Cyber Incident Victim: Tibber
Date:
Nov 2023
Location:
Germany
Summary
A cyberattack targeted a European power provider, compromising data of approximately 50,000 German customers. Attackers accessed information including names, email addresses, order amounts, and partial address details from the company's online store, though payment details, consumption data, full addresses, and passwords remained unaffected. While threat actors claimed possession of 243,000 records, the discrepancy may stem from duplicate entries or fragmented datasets. The organization initiated an investigation, reported the incident to Berlin police, notified impacted customers, and collaborated with authorities and cybersecurity experts to implement corrective measures.
| CIA Posture | Motives | Tactics, Techniques & Procedures |
|---|---|---|
| Available to members | 1 motive | 1 technique |
| Threat Actors | Type | Location |
|---|---|---|
| 0 actors | Available to members | Available to members |
Description
On November 11, 2023, a dataset titled "Tibber Data Breach - Leaked, Download" appeared for sale on a prominent darknet forum, marking the public exposure of a cybersecurity incident targeting Norwegian energy provider Tibber's German operations. Hackers infiltrated Tibber's online shop system, which sells smart energy hardware like the Pulse electricity tracker, and exfiltrated customer data. Tibber confirmed the breach to heise security, acknowledging the theft impacted approximately 50,000 German customers. The compromised data included names, email addresses, order amounts, and partial address information, though the company clarified that complete addresses, payment details, energy consumption data, and passwords remained secure. Attackers claimed possession of 243,000 data records, but Tibber attributed the discrepancy to potential duplicate entries or fragmented data formatting rather than a larger breach scope.

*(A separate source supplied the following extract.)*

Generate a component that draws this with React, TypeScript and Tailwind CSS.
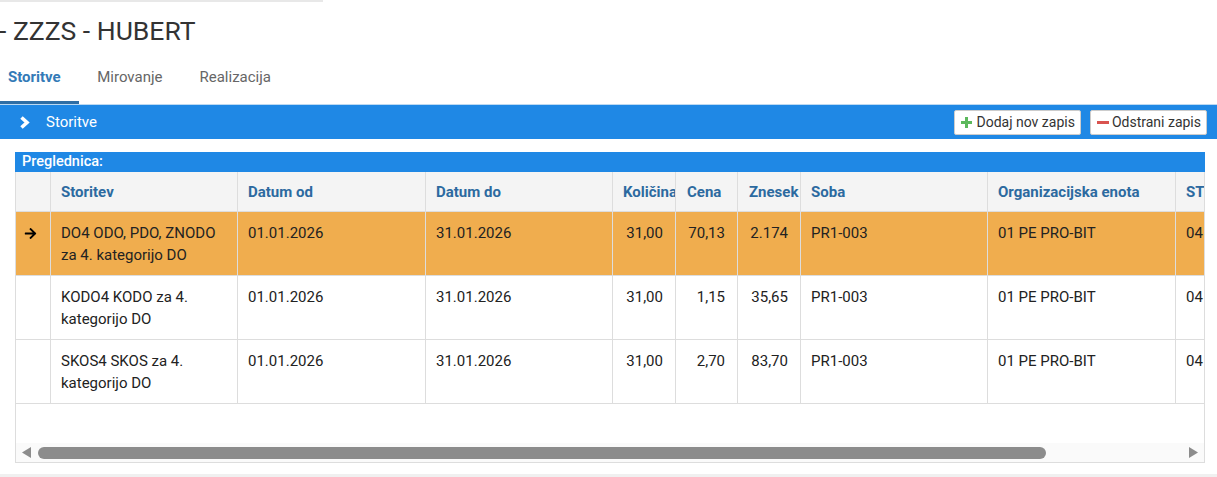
import { FaArrowRight } from "react-icons/fa";

type Row = {
  storitev: string;
  od: string;
  do: string;
  kolicina: string;
  cena: string;
  znesek: string;
  soba: string;
  enota: string;
  st: string;
  active?: boolean;
};

const rows: Row[] = [
  {
    storitev: "DO4 ODO, PDO, ZNODO za 4. kategorijo DO",
    od: "01.01.2026",
    do: "31.01.2026",
    kolicina: "31,00",
    cena: "70,13",
    znesek: "2.174",
    soba: "PR1-003",
    enota: "01 PE PRO-BIT",
    st: "04",
    active: true,
  },
  {
    storitev: "KODO4 KODO za 4. kategorijo DO",
    od: "01.01.2026",
    do: "31.01.2026",
    kolicina: "31,00",
    cena: "1,15",
    znesek: "35,65",
    soba: "PR1-003",
    enota: "01 PE PRO-BIT",
    st: "04",
  },
  {
    storitev: "SKOS4 SKOS za 4. kategorijo DO",
    od: "01.01.2026",
    do: "31.01.2026",
    kolicina: "31,00",
    cena: "2,70",
    znesek: "83,70",
    soba: "PR1-003",
    enota: "01 PE PRO-BIT",
    st: "04",
  },
];

const headers = [
  { label: "", w: "w-[35px]" },
  { label: "Storitev", w: "w-[187px]" },
  { label: "Datum od", w: "w-[188px]" },
  { label: "Datum do", w: "w-[187px]" },
  { label: "Količina", w: "w-[63px]" },
  { label: "Cena", w: "w-[62px]" },
  { label: "Znesek", w: "w-[63px]" },
  { label: "Soba", w: "w-[187px]" },
  { label: "Organizacijska enota", w: "w-[188px]" },
  { label: "ST", w: "w-[100px]" },
];

const cell = "shrink-0 border-r border-[#dddddd] pl-[10px] pr-[11px] pt-[10px] leading-[22px] overflow-hidden";
const num = "shrink-0 border-r border-[#dddddd] pr-[12px] pt-[10px] leading-[22px] text-right overflow-hidden";

export default function App() {
  return (
    <div className="w-[1217px] h-[477px] overflow-hidden bg-white font-['Roboto',sans-serif] flex flex-col">
      <div className="h-[2px] w-[323px] bg-[#e8e8e8]" />

      {/* Title */}
      <div className="h-[56px] pt-[2px] flex items-center text-[26.5px] text-[#333333] -ml-[1px] whitespace-nowrap">
        - ZZZS - HUBERT
      </div>

      {/* Tabs */}
      <div className="h-[46px] flex text-[15px]">
        <div className="h-full flex items-center pl-[8px] pr-[18px] pb-[5px] font-bold text-[#337ab7] border-b-[3px] border-[#2f6ea5]">
          Storitve
        </div>
        <div className="h-full flex items-center px-[18.5px] pb-[8px] text-[#666666]">Mirovanje</div>
        <div className="h-full flex items-center px-[18.5px] pb-[8px] text-[#666666]">Realizacija</div>
      </div>
      <div className="h-px bg-[#bcd9f2]" />

      {/* Blue bar */}
      <div className="h-[34px] bg-[#1f88e5] flex items-center pl-[19px] pr-[10px]">
        <svg width="11" height="13" viewBox="0 0 11 13">
          <path d="M2.5 1.5 L8 6.5 L2.5 11.5" stroke="white" strokeWidth="3.6" fill="none" strokeLinejoin="miter" />
        </svg>
        <span className="ml-[16px] text-white text-[15px]">Storitve</span>
        <div className="ml-auto flex gap-[9px]">
          <button className="h-[25px] pl-[6px] pr-[5px] flex items-center gap-[4px] bg-white border border-[#cccccc] rounded-[2px] text-[14px] text-[#333333]">
            <svg width="11" height="11" viewBox="0 0 11 11">
              <path d="M4 0h3v4h4v3H7v4H4V7H0V4h4z" fill="#5cb85c" />
            </svg>
            Dodaj nov zapis
          </button>
          <button className="h-[25px] pl-[6px] pr-[5px] flex items-center gap-[3px] bg-white border border-[#cccccc] rounded-[2px] text-[14px] text-[#333333]">
            <svg width="12" height="11" viewBox="0 0 12 11">
              <rect x="0" y="4" width="12" height="3" fill="#d9534f" />
            </svg>
            Odstrani zapis
          </button>
        </div>
      </div>

      {/* Grid panel */}
      <div className="mt-[13px] mx-[15px] w-[1190px]">
        <div className="h-[20px] bg-[#1f88e5] text-white text-[14.5px] font-medium leading-[20px] pl-[7px]">
          Preglednica:
        </div>
        <div className="border-x border-b border-[#dddddd] overflow-hidden">
          <div className="w-[1260px]">
            {/* Header */}
            <div className="flex h-[40px] bg-[#f4f4f4] border-b border-[#dddddd] text-[15px] font-bold text-[#2c6aa0]">
              {headers.map((h, i) => (
                <div
                  key={i}
                  className={`${h.w} shrink-0 border-r border-[#dddddd] flex items-center pt-[1px] whitespace-nowrap overflow-hidden ${
                    i >= 5 && i <= 6 ? "pl-[11px]" : "pl-[10px]"
                  }`}
                >
                  {h.label}
                </div>
              ))}
            </div>

            {/* Rows */}
            {rows.map((r, i) => (
              <div
                key={i}
                className={`flex h-[64px] border-b border-[#dddddd] text-[15px] text-[#222222] ${
                  r.active ? "bg-[#f0ad4e]" : "bg-white"
                }`}
              >
                <div className="w-[35px] shrink-0 border-r border-[#dddddd] pt-[15px] pl-[8px]">
                  {r.active && <FaArrowRight className="w-[13px] h-[13px] text-black" />}
                </div>
                <div className={`w-[187px] ${cell}`}>{r.storitev}</div>
                <div className={`w-[188px] ${cell}`}>{r.od}</div>
                <div className={`w-[187px] ${cell}`}>{r.do}</div>
                <div className={`w-[63px] ${num}`}>{r.kolicina}</div>
                <div className={`w-[62px] ${num}`}>{r.cena}</div>
                <div className={`w-[63px] ${num}`}>{r.znesek}</div>
                <div className={`w-[187px] ${cell}`}>{r.soba}</div>
                <div className={`w-[188px] ${cell}`}>{r.enota}</div>
                <div className={`w-[100px] ${cell}`}>{r.st}</div>
              </div>
            ))}
          </div>

          <div className="h-[39px]" />

          {/* Horizontal scrollbar */}
          <div className="h-[19px] bg-[#fafafa] flex items-center pl-[6px] pr-[6px]">
            <svg width="9" height="11" viewBox="0 0 9 11">
              <path d="M9 0 L0 5.5 L9 11 Z" fill="#8c8c8c" />
            </svg>
            <div className="ml-[7px] w-[1008px] h-[12px] rounded-[6px] bg-[#8c8c8c]" />
            <svg className="ml-auto" width="9" height="11" viewBox="0 0 9 11">
              <path d="M0 0 L9 5.5 L0 11 Z" fill="#8c8c8c" />
            </svg>
          </div>
        </div>
      </div>

      <div className="mt-auto h-[3px] bg-[#f0f0f0]" />
    </div>
  );
}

Tibber initiated its incident response upon discovering the darknet listing, launching an internal investigation and filing a criminal report with Berlin police. By January 2024, the company directly notified affected German customers about the data exposure. Merlin Lauenburg, Tibber's Germany managing director, stated collaboration with external cybersecurity experts and law enforcement to analyze the breach and implement corrective measures. The attackers’ monetization attempt via darknet markets coincided with Tibber’s operational model of providing dynamic-pricing-based renewable energy to households across Germany and Nordic countries, though core energy delivery systems remained unaffected. No disruptions to power services or additional compromises beyond the online shop data theft were reported.